Size really doesn't have much correlation to what a CEO should make.

But that was always argument which helped fuel the M&A craze during the 1980s and 1990s, companies sometimes entering totally disparate industries/fields.

How 'bout this - let's just look at the auto industry, in particular, the 2 domestic makes that are still standing, GM and Ford.

GM and Ford employ a lot less people and make a lot fewer autos than they did decades ago (GM having pretty much abandoned markets like Europe, Russia, Japan, etc.), and yet their top brass are making many multiples of what the top execs did during the 1960s and 1970s.


2. The issue was that we did raise taxes on corps and they began moving... where? To our $hitty brother Canada of all places. So as we were increasing tax rates we were strsngling our corps out of the country.

Companies can't escape tax on income generated in the US (but, of course, can dwindle that down due to all the tax write-downs and exemptions).

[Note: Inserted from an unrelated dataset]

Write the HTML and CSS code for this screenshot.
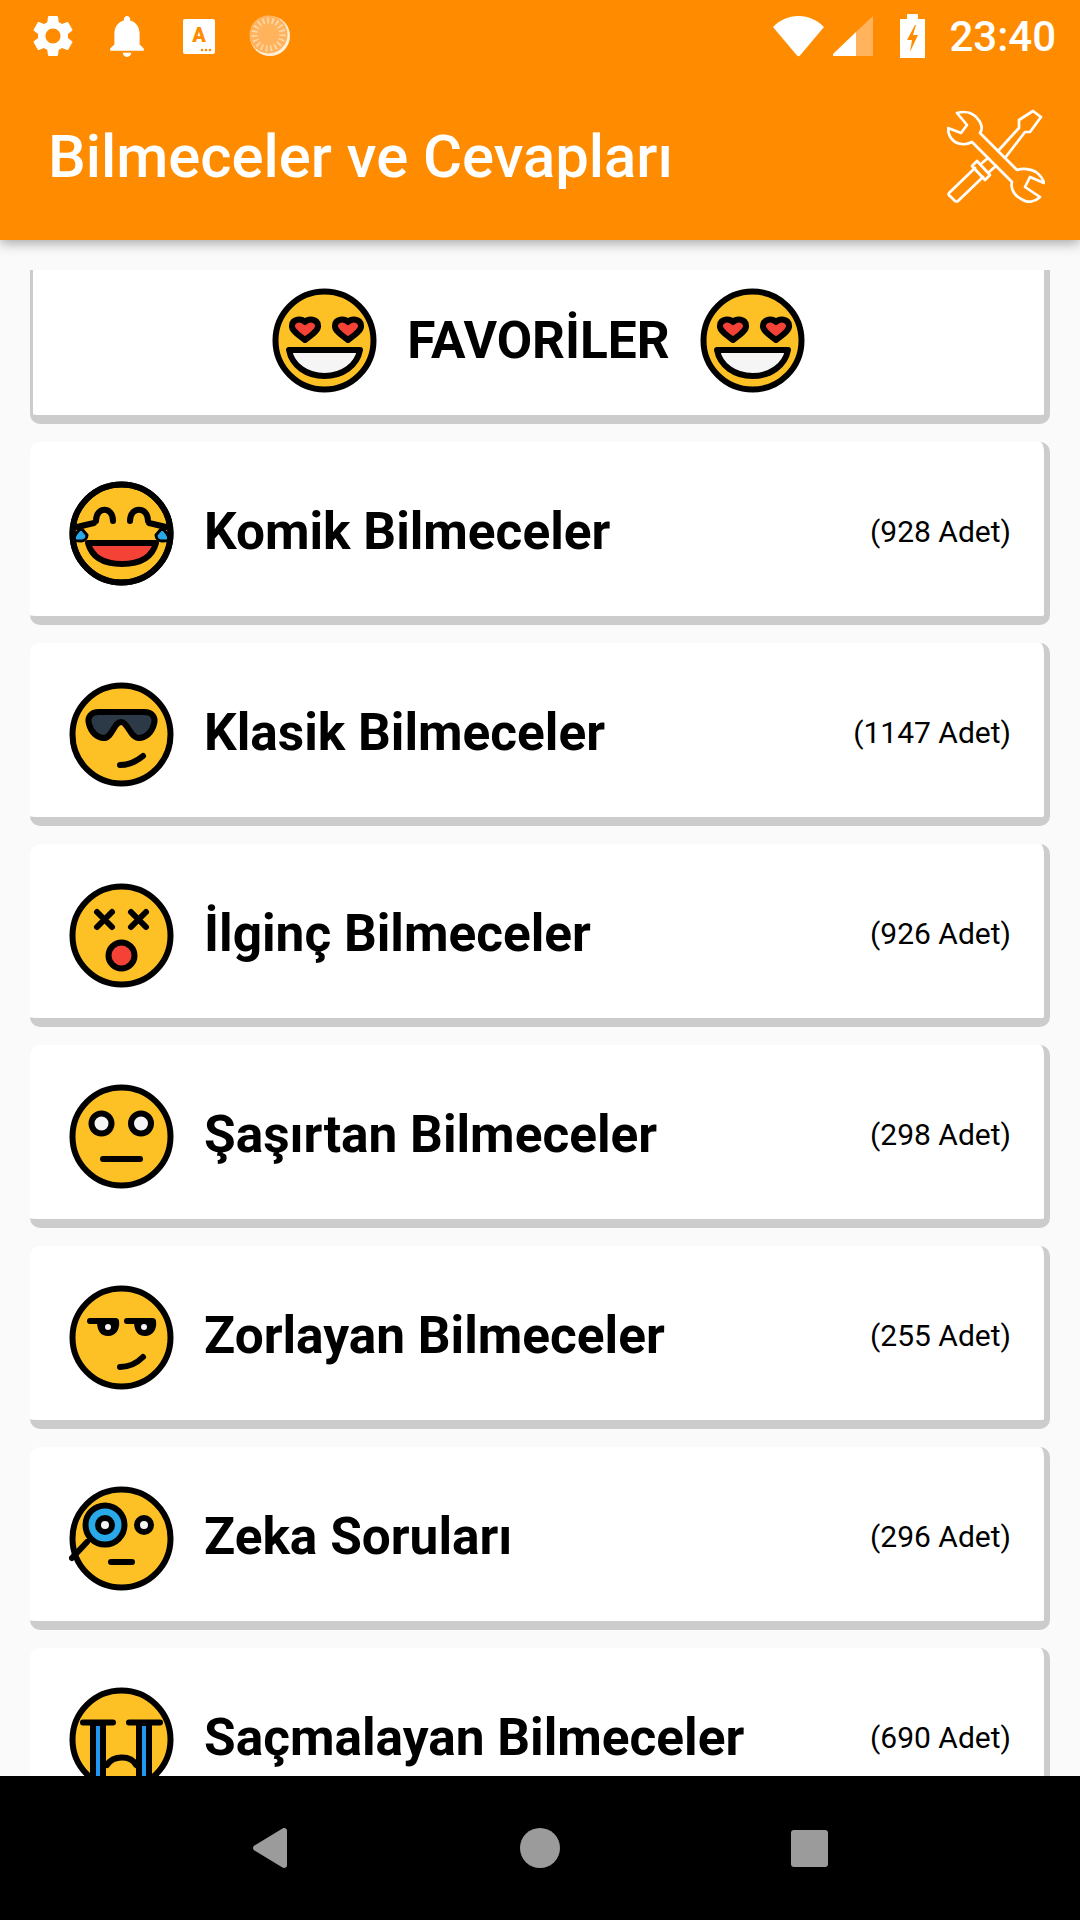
FILE: index.html
```html
<!DOCTYPE html>
<html>
<head>
	<meta charset="utf-8">
	<title>Bilmeceler ve Cevapları</title>
	<link rel="stylesheet" href="styles.css">
</head>
<body>
	<div class="screen">
		<header class="topbar">
			<div class="status">
				<div class="status-left">
					<svg class="ic-gear" viewBox="0 0 24 24"><path fill="#fff" d="M19.14 12.94c.04-.3.06-.61.06-.94s-.02-.64-.07-.94l2.03-1.58c.18-.14.23-.41.12-.61l-1.92-3.32c-.12-.22-.37-.29-.59-.22l-2.39.96c-.5-.38-1.03-.7-1.62-.94l-.36-2.54c-.04-.24-.24-.41-.48-.41h-3.84c-.24 0-.43.17-.47.41l-.36 2.54c-.59.24-1.13.57-1.62.94l-2.39-.96c-.22-.08-.47 0-.59.22L2.74 8.87c-.12.21-.08.47.12.61l2.03 1.58c-.05.3-.09.63-.09.94s.02.64.07.94l-2.03 1.58c-.18.14-.23.41-.12.61l1.92 3.32c.12.22.37.29.59.22l2.39-.96c.5.38 1.03.7 1.62.94l.36 2.54c.05.24.24.41.48.41h3.84c.24 0 .44-.17.47-.41l.36-2.54c.59-.24 1.13-.56 1.62-.94l2.39.96c.22.08.47 0 .59-.22l1.92-3.32c.12-.22.07-.47-.12-.61l-2.01-1.58zM12 15.6c-1.98 0-3.6-1.62-3.6-3.6s1.62-3.6 3.6-3.6 3.6 1.62 3.6 3.6-1.62 3.6-3.6 3.6z"/></svg>
					<svg class="ic-bell" viewBox="4 2.5 16 19.5"><path fill="#fff" d="M12 22c1.1 0 2-.9 2-2h-4c0 1.1.89 2 2 2zm6-6v-5c0-3.07-1.64-5.64-4.5-6.32V4c0-.83-.67-1.5-1.5-1.5s-1.5.67-1.5 1.5v.68C7.63 5.36 6 7.92 6 11v5l-2 2v1h16v-1l-2-2z"/></svg>
					<svg class="ic-app" viewBox="0 0 32 35">
						<rect width="32" height="35" rx="2" fill="#fff"/>
						<text x="16" y="23" text-anchor="middle" font-family="Roboto" font-weight="900" font-size="20" fill="#ff8c00">A</text>
						<circle cx="19" cy="31" r="1.3" fill="#ff8c00"/><circle cx="23" cy="31" r="1.3" fill="#ff8c00"/><circle cx="27" cy="31" r="1.3" fill="#ff8c00"/>
					</svg>
					<svg class="ic-load" viewBox="0 0 42 42">
						<circle cx="21" cy="21" r="20" fill="#fff" opacity=".85"/>
						<circle cx="19.5" cy="19.5" r="19" fill="#ffb35c"/>
						<circle cx="19.5" cy="19.5" r="14" fill="none" stroke="#ffd9ab" stroke-width="6" stroke-dasharray="1.6 3"/>
					</svg>
				</div>
				<div class="status-right">
					<svg class="ic-wifi" viewBox="0 0 51 41"><path fill="#fff" d="M0 11C7 4 15 0 25.500 0S44 4 51 11L27 39.500c-.8 1-2.200 1-3 0z"/></svg>
					<svg class="ic-signal" viewBox="0 0 40 40">
						<path fill="#fff" d="M0 38 23 16V40H2c-2 0-3-1-2-2z"/>
						<path fill="#ffb35c" d="M23 16 40 0V40H23z"/>
					</svg>
					<svg class="ic-batt" viewBox="0 0 25 44">
						<path fill="#fff" d="M7 0h11v5h7v39H0V5h7z"/>
						<path fill="#ff8c00" d="M15 11 7 26h5l-2 12 8-17h-5l3-10z"/>
					</svg>
					<span class="clock">23:40</span>
				</div>
			</div>
			<div class="titlebar">
				<h1 class="title">Bilmeceler ve Cevapları</h1>
				<svg class="ic-tools" viewBox="-1 -1 98 94" fill="none" stroke="#fff" stroke-width="2.700" stroke-linejoin="round" stroke-linecap="round">
					<path d="M9 3C16 1 24 2 29 8 34 13 35 19 32 23L69 60C75 58 83 59 88 62 92 65 95 69 96 73L82 67 77 77 92 87C87 92 80 93 75 90 68 87 62 80 64 72L24 32C19 35 12 35 7 32 3 29 0 24 0 18L13 23 19 15z"/>
					<path d="M50 41 71 18V10L85 1 93 7 82 22H77L57 48"/>
					<path d="M34 53 40 48M41 62 48 56"/>
					<path d="M29 51 42 65 37 70 24 56z"/>
					<path d="M27 58 1 83Q0 85 2 86L7 91Q9 92 10 91L35 67"/>
				</svg>
			</div>
		</header>

		<main class="list">
			<div class="card card-fav">
				<svg class="face" viewBox="0 0 105 105">
					<circle class="skin" cx="52.500" cy="52.500" r="49"/>
					<path class="line" fill="#f44336" d="M33 34c-4-4-12-3-13 3-1 5 6 10 13 15 7-5 14-10 13-15-1-6-9-7-13-3z"/>
					<path class="line" fill="#f44336" d="M76 34c-4-4-12-3-13 3-1 5 6 10 13 15 7-5 14-10 13-15-1-6-9-7-13-3z"/>
					<path class="line" fill="#f5f5f5" d="M17 62H88C85 78 70 88 52.500 88S20 78 17 62z"/>
				</svg>
				<span class="fav-text">FAVORİLER</span>
				<svg class="face" viewBox="0 0 105 105">
					<circle class="skin" cx="52.500" cy="52.500" r="49"/>
					<path class="line" fill="#f44336" d="M33 34c-4-4-12-3-13 3-1 5 6 10 13 15 7-5 14-10 13-15-1-6-9-7-13-3z"/>
					<path class="line" fill="#f44336" d="M76 34c-4-4-12-3-13 3-1 5 6 10 13 15 7-5 14-10 13-15-1-6-9-7-13-3z"/>
					<path class="line" fill="#f5f5f5" d="M17 62H88C85 78 70 88 52.500 88S20 78 17 62z"/>
				</svg>
			</div>

			<div class="card">
				<svg class="face" viewBox="0 0 105 105">
					<circle class="skin" cx="52.500" cy="52.500" r="49"/>
					<path fill="#29a9e8" stroke="#000" stroke-width="3" d="M5 58c0-4 6-10 7-11l6 7c0 4-3 6-6 6-3 0-7 0-7-2zM100 58c0-4-6-10-7-11l-6 7c0 4 3 6 6 6 3 0 7 0 7-2z"/>
					<circle class="ring" cx="52.500" cy="52.500" r="49"/>
					<path class="line" fill="none" d="M27 40c0-15 17-15 17 0M61 40c0-15 18-15 18 0M8 46l17-4M97 46l-17-4"/>
					<path class="line" fill="#f44336" d="M19 62H87C83 77 70 83 53 83S23 77 19 62z"/>
				</svg>
				<span class="name">Komik Bilmeceler</span>
				<span class="count">(928 Adet)</span>
			</div>

			<div class="card">
				<svg class="face" viewBox="0 0 105 105">
					<circle class="skin" cx="52.500" cy="52.500" r="49"/>
					<path class="line" fill="#2c3a47" d="M30 30H75c8 0 12 5 10 12-2 8-8 14-15 14-9 0-11-16-18-16S43 56 35 56c-7 0-13-6-15-14-2-7 2-12 10-12z"/>
					<path class="line" fill="none" d="M51 83C60 83 68 79 74 74"/>
				</svg>
				<span class="name">Klasik Bilmeceler</span>
				<span class="count">(1147 Adet)</span>
			</div>

			<div class="card">
				<svg class="face" viewBox="0 0 105 105">
					<circle class="skin" cx="52.500" cy="52.500" r="49"/>
					<path class="line" fill="none" d="M28 29l15 15M43 29 28 44M62 29l15 15M77 29 62 44"/>
					<circle class="line" fill="#f44336" cx="52.500" cy="72.500" r="13"/>
				</svg>
				<span class="name">İlginç Bilmeceler</span>
				<span class="count">(926 Adet)</span>
			</div>

			<div class="card">
				<svg class="face" viewBox="0 0 105 105">
					<circle class="skin" cx="52.500" cy="52.500" r="49"/>
					<circle class="line" fill="#f5f5f5" cx="32.500" cy="39.500" r="10"/>
					<circle class="line" fill="#f5f5f5" cx="72" cy="39.500" r="10"/>
					<path class="line" fill="none" d="M34 75H71"/>
				</svg>
				<span class="name">Şaşırtan Bilmeceler</span>
				<span class="count">(298 Adet)</span>
			</div>

			<div class="card">
				<svg class="face" viewBox="0 0 105 105">
					<circle class="skin" cx="52.500" cy="52.500" r="49"/>
					<path class="line" fill="#000" d="M21 36H47C48 43 45 48 39 48S31 43 31 36zM58 36H84C85 43 82 48 76 48S68 43 68 36z"/>
					<circle fill="#f5f5f5" cx="39" cy="42" r="3"/>
					<circle fill="#f5f5f5" cx="75" cy="42" r="3"/>
					<path class="line" fill="none" d="M51 82C60 82 68 78 74 72"/>
				</svg>
				<span class="name">Zorlayan Bilmeceler</span>
				<span class="count">(255 Adet)</span>
			</div>

			<div class="card">
				<svg class="face" viewBox="0 0 105 105">
					<circle class="skin" cx="52.500" cy="52.500" r="49"/>
					<path class="line" fill="none" d="M3 72 18 56M42 76H63"/>
					<circle class="line" fill="#29a9e8" cx="36" cy="39" r="19.500"/>
					<circle class="line" fill="#f5f5f5" cx="36" cy="39" r="7"/>
					<circle class="line" fill="#f5f5f5" cx="75" cy="39" r="7"/>
				</svg>
				<span class="name">Zeka Soruları</span>
				<span class="count">(296 Adet)</span>
			</div>

			<div class="card">
				<svg class="face" viewBox="0 0 105 105">
					<circle class="skin" cx="52.500" cy="52.500" r="49"/>
					<rect class="line" fill="#2196f3" x="24" y="36" width="10" height="70"/>
					<rect class="line" fill="#2196f3" x="70" y="36" width="10" height="70"/>
					<path class="line" fill="none" d="M14 35.500H44M60 35.500H91M38 78C44 68 62 68 67 78"/>
				</svg>
				<span class="name">Saçmalayan Bilmeceler</span>
				<span class="count">(690 Adet)</span>
			</div>
		</main>

		<nav class="navbar">
			<svg class="nav-back" viewBox="0 0 34 40"><path fill="#9b9b9b" d="M1.500 17.500 29.500.5c2-1 4.500 0 4.500 2v35c0 2-2.500 3-4.500 2L1.500 22.500c-2-1-2-4 0-5z"/></svg>
			<span class="nav-home"></span>
			<span class="nav-recent"></span>
		</nav>
	</div>
</body>
</html>
```

FILE: styles.css
```css
html,body{
	margin:0px;
	padding:0px;
}
.screen{
	width:1080px;
	height:1920px;
	display:flex;
	flex-direction:column;
	overflow:hidden;
	background-color:#fafafa;
	font-family:Roboto,"Liberation Sans",sans-serif;
}

/* orange header */
.topbar{
	height:240px;
	flex:none;
	background-color:#ff8c00;
	box-shadow:0px 3px 12px rgba(0,0,0,0.35);
	position:relative;
	z-index:2;
	color:white;
}
.status{
	height:72px;
	display:flex;
	justify-content:space-between;
	align-items:center;
	padding:0px 24px 0px 28px;
}
.status-left,.status-right{
	display:flex;
	align-items:center;
}
.ic-gear{
	width:50px;
	height:50px;
}
.ic-bell{
	width:34px;
	height:41px;
	margin-left:32px;
}
.ic-app{
	width:32px;
	height:35px;
	margin-left:39px;
}
.ic-load{
	width:42px;
	height:42px;
	margin-left:34px;
}
.ic-wifi{
	width:51px;
	height:41px;
}
.ic-signal{
	width:40px;
	height:40px;
	margin-left:9px;
}
.ic-batt{
	width:25px;
	height:44px;
	margin-left:27px;
}
.clock{
	font-size:42px;
	font-weight:500;
	margin-left:24px;
}
.titlebar{
	height:168px;
	display:flex;
	justify-content:space-between;
	align-items:center;
	padding:0px 35px 0px 48px;
}
.title{
	margin:2px 0px 0px 0px;
	font-size:59.8px;
	font-weight:500;
}
.ic-tools{
	width:98px;
	height:94px;
}

/* list */
.list{
	flex:1;
	min-height:0;
	overflow:hidden;
	display:flex;
	flex-direction:column;
	gap:18px;
	padding:30px 30px 0px 30px;
}
.card{
	flex:none;
	height:183px;
	box-sizing:border-box;
	display:flex;
	align-items:center;
	background-color:white;
	border-right:6px solid #cccccc;
	border-bottom:9px solid #cccccc;
	border-radius:10px;
	padding:9px 33px 0px 39px;
}
.card-fav{
	height:154px;
	justify-content:center;
	gap:30px;
	border-left:3px solid #cccccc;
	border-radius:0px 0px 10px 10px;
	padding:0px 0px 4px 0px;
}
.fav-text{
	font-size:51.4px;
	font-weight:700;
	color:black;
}
.face{
	width:105px;
	height:105px;
	flex:none;
}
.skin{
	fill:#fdc125;
	stroke:black;
	stroke-width:6;
}
.ring{
	fill:none;
	stroke:black;
	stroke-width:6;
}
.line{
	stroke:black;
	stroke-width:6;
	stroke-linecap:round;
	stroke-linejoin:round;
}
.name{
	flex:1;
	margin:0px 0px 5px 30px;
	font-size:51.4px;
	font-weight:700;
	color:black;
}
.count{
	margin-bottom:5px;
	font-size:30px;
	color:black;
}

/* android buttons */
.navbar{
	height:144px;
	flex:none;
	background-color:black;
	position:relative;
	z-index:2;
	display:flex;
	align-items:center;
	padding:0px 0px 0px 253px;
	box-sizing:border-box;
}
.nav-back{
	width:34px;
	height:40px;
}
.nav-home{
	width:40px;
	height:40px;
	margin-left:233px;
	border-radius:50%;
	background-color:#9b9b9b;
}
.nav-recent{
	width:37px;
	height:37px;
	margin-left:231px;
	border-radius:3px;
	background-color:#9b9b9b;
}
```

Even w/ the lowered corporate tax rate, that still hasn't stopped companies from engaging in the offshore tax shelter game (Canada is chump-change compared to that).

Lowering the top marginal tax rates also hasn't stopped the uber-wealthy from trying to hide their wealth or lowering their tax hit (upon the sale of a taxable asset) via any no. of tax shelter strategies.

The thing is, these wealthy corporations and individuals have built their wealth on part based on the services provided by the United States (education, infrastructure/transport, military, etc.) but are unwilling to fund them.



3. Stock buybacks help shareholders. Full stop. That is who companies work for.

You're deluded if you think CEOs actually about shareholders (that's like believing that the investment banks actually care about their clients or that Drumpf actually cares about the little guy).

CEOs like to pump up share prices b/c it benefits them (as most of their compensation is tied to stock).

You actually think CEOs care what shareholders say in their annual shareholders meeting?

In addition, not everything shareholders do is good for the company.

For instance, before the Great Recession hit, GM was forced to do 2 share-buy backs by activist shareholders - which severely reduced their cash reserves, something they could have used when the auto market tanked.

Really doesn't matter where you are, but those w/ the gold write the rules.

Doesn't matter what form of govt. or economic system a country has - the wealth gap has been increasing - whether it be the the US, Mexico, the UK, France, Russia, India, South Africa, Israel, Saudi Arabia, Brazil, Argentina, Japan, Vietnam, Indonesia, China, etc.